Fortunately, the way I can’t make Conjecture pass the Hypothesis test suite isn’t the end of the world. The problem is basically one of performance. For small examples in a lot of cases Conjecture’s approach performs as well as or better than Hypothesis. For large examples it’s just too slow: It gets the right answer eventually, but it takes an order of magnitude more time than Hypothesis does.

The reason for this is pretty simple: The underlying data buffers that conjecture ends up generating for an example of any reasonable size are quite large (10s of kilobytes), and this is going to remain the case even after simplification. So any structure unaware binary simplification process is going to be a bit stuck about what to do. It’ll find the right answer eventually, but there are a lot of things to try.

I think the answer is going to have to be to make it structure aware. I haven’t yet hit on exactly the right approach for this yet, but the minimal abstraction that I think will work is to give it an idea of nesting: Examples can call conjecture_example_start() when they begin and conjecture_example_end() when they end, and this gives us nested ranges of where examples live in our data stream, which should be useful information for providing us with hints about where to start. e.g. one of the best simplifications is to try deleting whole ranges of data, and another good one is to try zeroing whole ranges. Unfortunately there are a lot of ranges in a buffer (O(n^2) in fact) and it’s very hard to pick the good ones. Focusing on ranges that snap to example boundaries would help a lot here.

It also potentially gives us a way to deal with the accidental dependency problem, as we can look for pieces that have moved from one example to another in the course of simplification as likely candidates for deletion. This might be too hard to keep track of the be worth it though as this hasn’t proven to be a major problem in practice.

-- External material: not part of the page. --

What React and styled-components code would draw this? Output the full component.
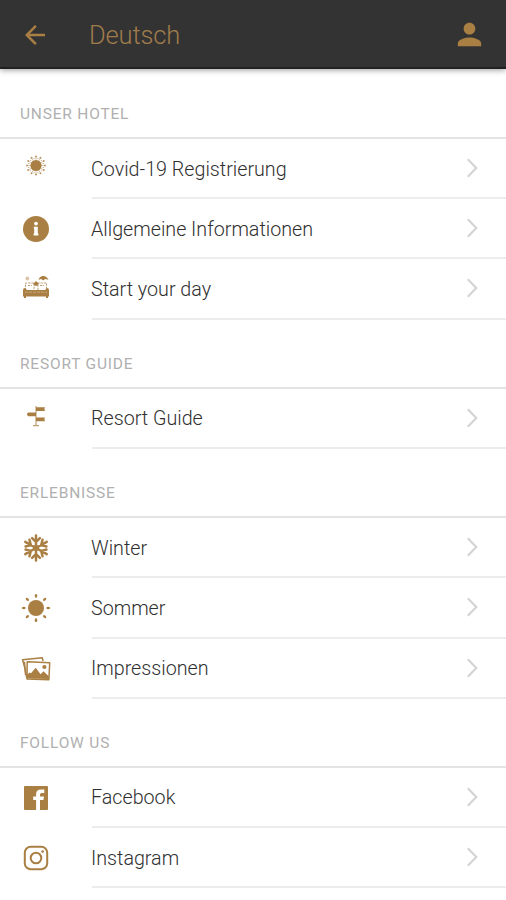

In the course of thinking about these ideas I also came up with another idea that I initially thought was ridiculous but actually now I’m not so sure and think might be a good idea: Prioritizing examples that print less data as a mitigation for cases where simplicity of the underlying buffer isn’t always reflected by simplicity of example.

The way this would work is that we would still maintain our example search exactly as normal, but we would also maintain a “favoured” example, which is the example with the smallest number of bytes printed, with ties being broken by simplicity of underlying buffer (i.e. if we shrink to an example which prints the same number of bytes we always replace).

The reason I think this is a good idea is that most of what we’re focusing on in examples is readability, and size of example is a pretty good proxy for that – large examples are hard to read, small examples are easy to read. It’s not a perfect proxy for it, which is why we still want the underlying simplification process, but I think it’s a good tool for mitigating that process’s potential flaws.

Another thing that would be useful to investigate is whether a smarter search algorithm is useful here. e.g. simulated annealing. The local search approach was a great idea when you had a fairly abstract data representation and needed a simple API that was easy to extend to new things, but when what you’ve got is a concrete binary representation it’s probably not the best search algorithm.

Basically, all of this is harder than I thought. It’s not intractably hard, and for Conjecture itself which is C, as long as you’re running it on pretty fast tests you can basically brute force through the problem (although I need to update its simplification). I still think the idea is a great one, but great ideas also need hard work and that’s still yet to come.